◆ **TASK GOAL**
Everything in the data should be repeated exactly, save for the images.

◆ **COLLECTED DATA**
▶

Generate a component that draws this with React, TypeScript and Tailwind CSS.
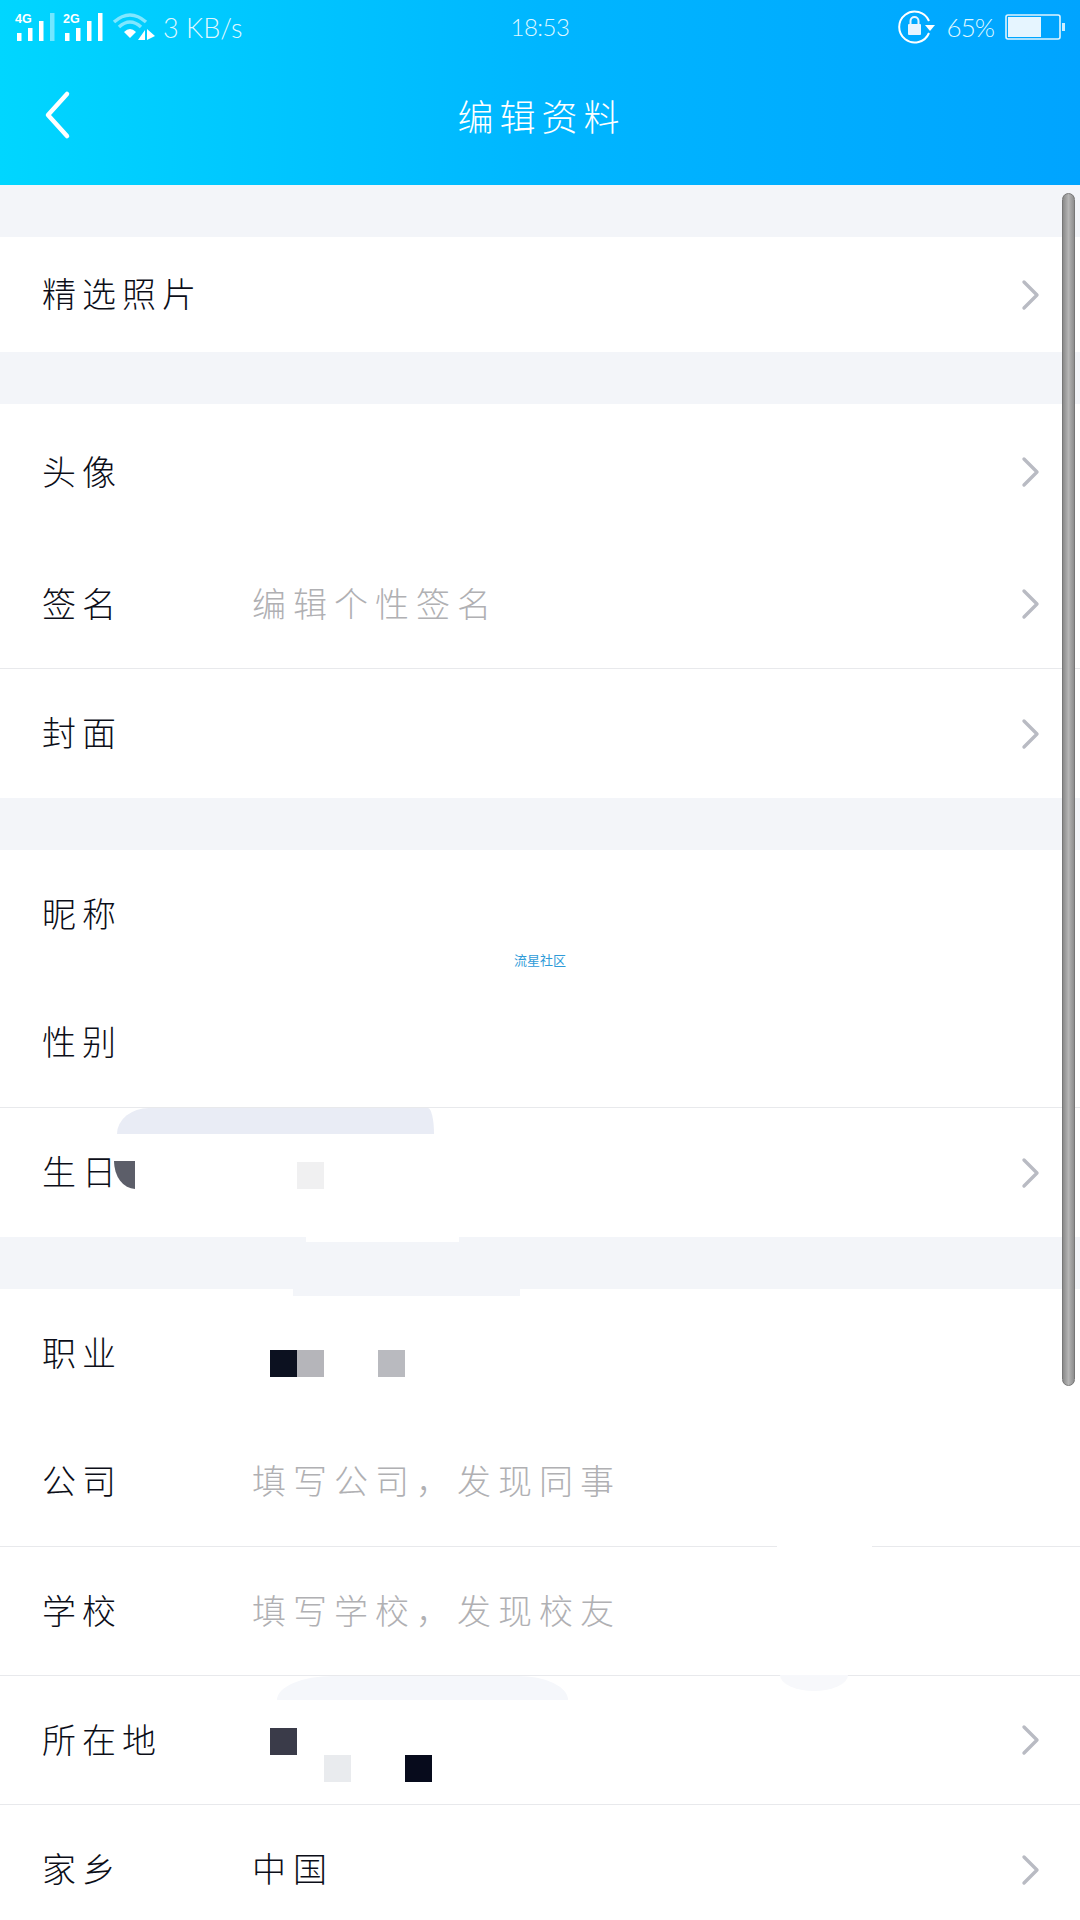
import React from "react";

const cjk = { fontFamily: '"Noto Sans CJK SC", sans-serif' };
const thin = { fontFamily: "Lato, sans-serif", fontWeight: 300 };

function Chevron() {
  return (
    <svg width="20" height="32" viewBox="0 0 20 32" className="shrink-0">
      <path d="M3 3 L16 16 L3 29" fill="none" stroke="#b9bbc3" strokeWidth="3.4" strokeLinecap="round" strokeLinejoin="round" />
    </svg>
  );
}

type Cell = { col: number; row?: number; color: string };

function Mosaic({ cells }: { cells: Cell[] }) {
  return (
    <div className="ml-[18px] grid grid-cols-[repeat(6,27px)] auto-rows-[27px]">
      {cells.map((c, i) => (
        <div key={i} className="w-[27px] h-[27px]" style={{ gridColumnStart: c.col + 1, gridRowStart: (c.row ?? 0) + 1, backgroundColor: c.color }} />
      ))}
    </div>
  );
}

function Row({ label, value, hint, arrow, h, line, cells, cellsPad }: { label: string; value?: string; hint?: string; arrow?: boolean; h: string; line?: boolean; cells?: Cell[]; cellsPad?: string }) {
  return (
    <div className={`flex items-center pl-[42px] pr-[39px] bg-white ${h} ${line ? "border-t border-[#e8e9ec]" : ""}`}>
      <div className="w-[210px] shrink-0 pb-[4px] text-[34px] font-light tracking-[6px] text-[#0c0e18]">{label}</div>
      <div className={`flex-1 pb-[4px] text-[34px] font-light tracking-[7px] ${hint ? "text-[#b0b0b3]" : "text-[#0c0e18]"}`}>
        {cells ? <div className={cellsPad}><Mosaic cells={cells} /></div> : hint ?? value}
      </div>
      {arrow && <Chevron />}
    </div>
  );
}

function Gap() {
  return <div className="h-[52px] bg-[#f3f5f9]" />;
}

function Signal({ label, dim }: { label: string; dim?: boolean }) {
  return (
    <svg width="42" height="28" viewBox="0 0 42 28" className="shrink-0">
      <text x="0" y="10" fontSize="12.5" fontWeight="700" fill="#fff" fontFamily="Liberation Sans, sans-serif">{label}</text>
      <rect x="2" y="20" width="4.5" height="8" fill="#fff" />
      <rect x="13" y="15" width="4.5" height="13" fill="#fff" />
      <rect x="24" y="8" width="4.5" height="20" fill="#fff" />
      <rect x="35" y="0" width="4.5" height="28" fill="#fff" opacity={dim ? 0.45 : 1} />
    </svg>
  );
}

export default function App() {
  return (
    <div className="relative w-[1080px] h-[1920px] overflow-hidden bg-white" style={cjk}>
      <header className="h-[185px] bg-gradient-to-r from-[#00d6ff] via-[#00b6ff] to-[#00a4ff] text-white flex flex-col">
        <div className="h-[54px] grid grid-cols-[1fr_auto_1fr] items-center pl-[15px] pr-[15px]">
          <div className="flex items-center">
            <Signal label="4G" dim />
            <div className="ml-[6px]"><Signal label="2G" /></div>
            <svg width="46" height="30" viewBox="0 0 46 30" className="ml-[7px]">
              <path d="M2 10 Q18 -4 34 10" fill="none" stroke="#fff" strokeOpacity="0.5" strokeWidth="3.5" />
              <path d="M7 15 Q18 5 29 15" fill="none" stroke="#fff" strokeOpacity="0.5" strokeWidth="3.5" />
              <path d="M12 20 Q18 14 24 20 L18 26 Z" fill="#fff" />
              <path d="M26 28 L33 18 V28 Z M35 17 V28 L43 24 Z" fill="#fff" />
            </svg>
            <span className="ml-[5px] text-[27px] leading-none text-[#dff7ff]" style={thin}>3 KB/s</span>
          </div>
          <span className="text-[24px] leading-none tracking-[-0.5px] text-[#dff7ff]" style={thin}>18:53</span>
          <div className="flex items-center justify-end gap-[11px]">
            <svg width="38" height="34" viewBox="0 0 38 34">
              <path d="M31 11 A15.5 15.5 0 1 0 31 23" fill="none" stroke="#fff" strokeWidth="2" />
              <path d="M27 15 H37 L32 21 Z" fill="#fff" />
              <rect x="10" y="14" width="13" height="11" rx="1" fill="#e8f4ff" />
              <path d="M12.5 14 V11 A4 4 0 0 1 20.5 11 V14" fill="none" stroke="#e8f4ff" strokeWidth="2" />
            </svg>
            <span className="text-[26px] leading-none tracking-[-1px] text-[#dff7ff]" style={thin}>65%</span>
            <svg width="60" height="26" viewBox="0 0 60 26">
              <rect x="1" y="1" width="54" height="24" rx="2" fill="none" stroke="#dff4ff" strokeWidth="1.6" />
              <rect x="3" y="3" width="33" height="20" fill="#e6f5ff" />
              <rect x="57" y="9" width="3" height="8" fill="#cdeeff" />
            </svg>
          </div>
        </div>
        <div className="flex-1 grid grid-cols-[1fr_auto_1fr] items-center pb-[10px] pl-[43px]">
          <svg width="28" height="50" viewBox="0 0 28 50">
            <path d="M24 4 L5 25 L24 46" fill="none" stroke="#fff" strokeWidth="4.5" strokeLinecap="round" strokeLinejoin="round" />
          </svg>
          <span className="-ml-[40px] text-[36px] font-light tracking-[6px]">编辑资料</span>
          <div />
        </div>
      </header>

      <Gap />
      <Row label="精选照片" arrow h="h-[115px]" />
      <Gap />
      <Row label="头像" arrow h="h-[136px]" />
      <Row label="签名" hint="编辑个性签名" arrow h="h-[128px]" />
      <Row label="封面" arrow h="h-[130px]" line />
      <Gap />
      <Row label="昵称" h="h-[128px]" />
      <Row label="性别" h="h-[129px]" />
      <Row label="生日" arrow h="h-[130px]" line cells={[{ col: 1, color: "#f0f0f1" }]} cellsPad="pt-[9px]" />
      <Gap />
      <Row label="职业" h="h-[128px]" cells={[{ col: 0, color: "#0c1120" }, { col: 1, color: "#b5b5ba" }, { col: 4, color: "#b9babf" }]} cellsPad="pt-[24px]" />
      <Row label="公司" hint="填写公司，发现同事" h="h-[129px]" />
      <Row label="学校" hint="填写学校，发现校友" h="h-[129px]" line />
      <Row label="所在地" arrow h="h-[129px]" line cells={[{ col: 0, row: 0, color: "#3a3b49" }, { col: 2, row: 1, color: "#e9ebee" }, { col: 5, row: 1, color: "#070b1c" }]} cellsPad="pt-[34px]" />
      <Row label="家乡" value="中国" arrow h="h-[130px]" line />

      {/* scrollbar */}
      <div className="absolute left-[1062px] top-[193px] w-[13px] h-[1193px] rounded-full border border-[#777] bg-gradient-to-r from-[#8a8a8a] via-[#b5b5b5] to-[#8e8e8e]" />

      {/* watermark */}
      <span className="absolute left-[514px] top-[951px] text-[13px] leading-[18px] text-[#2f9bd8]">流星社区</span>

      {/* retouched patches lying over the list */}
      <div className="absolute left-[117px] top-[1108px] w-[317px] h-[26px] rounded-tl-[32px_26px] rounded-tr-[6px_26px] bg-[#e9ecf5]" />
      <div className="absolute left-[114px] top-[1161px] w-[21px] h-[28px] rounded-bl-[21px_28px] bg-[#5c5e69]" />
      <div className="absolute left-[306px] top-[1237px] w-[153px] h-[5px] bg-white" />
      <div className="absolute left-[293px] top-[1289px] w-[227px] h-[7px] bg-[#f3f5f9]" />
      <div className="absolute left-[777px] top-[1546px] w-[95px] h-[2px] bg-white" />
      <div className="absolute left-[780px] top-[1675px] w-[68px] h-[16px] rounded-b-[34px_16px] bg-[#f7f8fb]" />
      <div className="absolute left-[277px] top-[1676px] w-[291px] h-[24px] rounded-tl-[56px_24px] rounded-tr-[50px_24px] bg-[#f5f7fb]" />
    </div>
  );
}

◀

◆ **OUTPUT OF THE EXERCISE**
Generate a component that draws this with React, TypeScript and Tailwind CSS.
import React from "react";

const cjk = { fontFamily: '"Noto Sans CJK SC", sans-serif' };
const thin = { fontFamily: "Lato, sans-serif", fontWeight: 300 };

function Chevron() {
  return (
    <svg width="20" height="32" viewBox="0 0 20 32" className="shrink-0">
      <path d="M3 3 L16 16 L3 29" fill="none" stroke="#b9bbc3" strokeWidth="3.4" strokeLinecap="round" strokeLinejoin="round" />
    </svg>
  );
}

type Cell = { col: number; row?: number; color: string };

function Mosaic({ cells }: { cells: Cell[] }) {
  return (
    <div className="ml-[18px] grid grid-cols-[repeat(6,27px)] auto-rows-[27px]">
      {cells.map((c, i) => (
        <div key={i} className="w-[27px] h-[27px]" style={{ gridColumnStart: c.col + 1, gridRowStart: (c.row ?? 0) + 1, backgroundColor: c.color }} />
      ))}
    </div>
  );
}

function Row({ label, value, hint, arrow, h, line, cells, cellsPad }: { label: string; value?: string; hint?: string; arrow?: boolean; h: string; line?: boolean; cells?: Cell[]; cellsPad?: string }) {
  return (
    <div className={`flex items-center pl-[42px] pr-[39px] bg-white ${h} ${line ? "border-t border-[#e8e9ec]" : ""}`}>
      <div className="w-[210px] shrink-0 pb-[4px] text-[34px] font-light tracking-[6px] text-[#0c0e18]">{label}</div>
      <div className={`flex-1 pb-[4px] text-[34px] font-light tracking-[7px] ${hint ? "text-[#b0b0b3]" : "text-[#0c0e18]"}`}>
        {cells ? <div className={cellsPad}><Mosaic cells={cells} /></div> : hint ?? value}
      </div>
      {arrow && <Chevron />}
    </div>
  );
}

function Gap() {
  return <div className="h-[52px] bg-[#f3f5f9]" />;
}

function Signal({ label, dim }: { label: string; dim?: boolean }) {
  return (
    <svg width="42" height="28" viewBox="0 0 42 28" className="shrink-0">
      <text x="0" y="10" fontSize="12.5" fontWeight="700" fill="#fff" fontFamily="Liberation Sans, sans-serif">{label}</text>
      <rect x="2" y="20" width="4.5" height="8" fill="#fff" />
      <rect x="13" y="15" width="4.5" height="13" fill="#fff" />
      <rect x="24" y="8" width="4.5" height="20" fill="#fff" />
      <rect x="35" y="0" width="4.5" height="28" fill="#fff" opacity={dim ? 0.45 : 1} />
    </svg>
  );
}

export default function App() {
  return (
    <div className="relative w-[1080px] h-[1920px] overflow-hidden bg-white" style={cjk}>
      <header className="h-[185px] bg-gradient-to-r from-[#00d6ff] via-[#00b6ff] to-[#00a4ff] text-white flex flex-col">
        <div className="h-[54px] grid grid-cols-[1fr_auto_1fr] items-center pl-[15px] pr-[15px]">
          <div className="flex items-center">
            <Signal label="4G" dim />
            <div className="ml-[6px]"><Signal label="2G" /></div>
            <svg width="46" height="30" viewBox="0 0 46 30" className="ml-[7px]">
              <path d="M2 10 Q18 -4 34 10" fill="none" stroke="#fff" strokeOpacity="0.5" strokeWidth="3.5" />
              <path d="M7 15 Q18 5 29 15" fill="none" stroke="#fff" strokeOpacity="0.5" strokeWidth="3.5" />
              <path d="M12 20 Q18 14 24 20 L18 26 Z" fill="#fff" />
              <path d="M26 28 L33 18 V28 Z M35 17 V28 L43 24 Z" fill="#fff" />
            </svg>
            <span className="ml-[5px] text-[27px] leading-none text-[#dff7ff]" style={thin}>3 KB/s</span>
          </div>
          <span className="text-[24px] leading-none tracking-[-0.5px] text-[#dff7ff]" style={thin}>18:53</span>
          <div className="flex items-center justify-end gap-[11px]">
            <svg width="38" height="34" viewBox="0 0 38 34">
              <path d="M31 11 A15.5 15.5 0 1 0 31 23" fill="none" stroke="#fff" strokeWidth="2" />
              <path d="M27 15 H37 L32 21 Z" fill="#fff" />
              <rect x="10" y="14" width="13" height="11" rx="1" fill="#e8f4ff" />
              <path d="M12.5 14 V11 A4 4 0 0 1 20.5 11 V14" fill="none" stroke="#e8f4ff" strokeWidth="2" />
            </svg>
            <span className="text-[26px] leading-none tracking-[-1px] text-[#dff7ff]" style={thin}>65%</span>
            <svg width="60" height="26" viewBox="0 0 60 26">
              <rect x="1" y="1" width="54" height="24" rx="2" fill="none" stroke="#dff4ff" strokeWidth="1.6" />
              <rect x="3" y="3" width="33" height="20" fill="#e6f5ff" />
              <rect x="57" y="9" width="3" height="8" fill="#cdeeff" />
            </svg>
          </div>
        </div>
        <div className="flex-1 grid grid-cols-[1fr_auto_1fr] items-center pb-[10px] pl-[43px]">
          <svg width="28" height="50" viewBox="0 0 28 50">
            <path d="M24 4 L5 25 L24 46" fill="none" stroke="#fff" strokeWidth="4.5" strokeLinecap="round" strokeLinejoin="round" />
          </svg>
          <span className="-ml-[40px] text-[36px] font-light tracking-[6px]">编辑资料</span>
          <div />
        </div>
      </header>

      <Gap />
      <Row label="精选照片" arrow h="h-[115px]" />
      <Gap />
      <Row label="头像" arrow h="h-[136px]" />
      <Row label="签名" hint="编辑个性签名" arrow h="h-[128px]" />
      <Row label="封面" arrow h="h-[130px]" line />
      <Gap />
      <Row label="昵称" h="h-[128px]" />
      <Row label="性别" h="h-[129px]" />
      <Row label="生日" arrow h="h-[130px]" line cells={[{ col: 1, color: "#f0f0f1" }]} cellsPad="pt-[9px]" />
      <Gap />
      <Row label="职业" h="h-[128px]" cells={[{ col: 0, color: "#0c1120" }, { col: 1, color: "#b5b5ba" }, { col: 4, color: "#b9babf" }]} cellsPad="pt-[24px]" />
      <Row label="公司" hint="填写公司，发现同事" h="h-[129px]" />
      <Row label="学校" hint="填写学校，发现校友" h="h-[129px]" line />
      <Row label="所在地" arrow h="h-[129px]" line cells={[{ col: 0, row: 0, color: "#3a3b49" }, { col: 2, row: 1, color: "#e9ebee" }, { col: 5, row: 1, color: "#070b1c" }]} cellsPad="pt-[34px]" />
      <Row label="家乡" value="中国" arrow h="h-[130px]" line />

      {/* scrollbar */}
      <div className="absolute left-[1062px] top-[193px] w-[13px] h-[1193px] rounded-full border border-[#777] bg-gradient-to-r from-[#8a8a8a] via-[#b5b5b5] to-[#8e8e8e]" />

      {/* watermark */}
      <span className="absolute left-[514px] top-[951px] text-[13px] leading-[18px] text-[#2f9bd8]">流星社区</span>

      {/* retouched patches lying over the list */}
      <div className="absolute left-[117px] top-[1108px] w-[317px] h-[26px] rounded-tl-[32px_26px] rounded-tr-[6px_26px] bg-[#e9ecf5]" />
      <div className="absolute left-[114px] top-[1161px] w-[21px] h-[28px] rounded-bl-[21px_28px] bg-[#5c5e69]" />
      <div className="absolute left-[306px] top-[1237px] w-[153px] h-[5px] bg-white" />
      <div className="absolute left-[293px] top-[1289px] w-[227px] h-[7px] bg-[#f3f5f9]" />
      <div className="absolute left-[777px] top-[1546px] w-[95px] h-[2px] bg-white" />
      <div className="absolute left-[780px] top-[1675px] w-[68px] h-[16px] rounded-b-[34px_16px] bg-[#f7f8fb]" />
      <div className="absolute left-[277px] top-[1676px] w-[291px] h-[24px] rounded-tl-[56px_24px] rounded-tr-[50px_24px] bg-[#f5f7fb]" />
    </div>
  );
}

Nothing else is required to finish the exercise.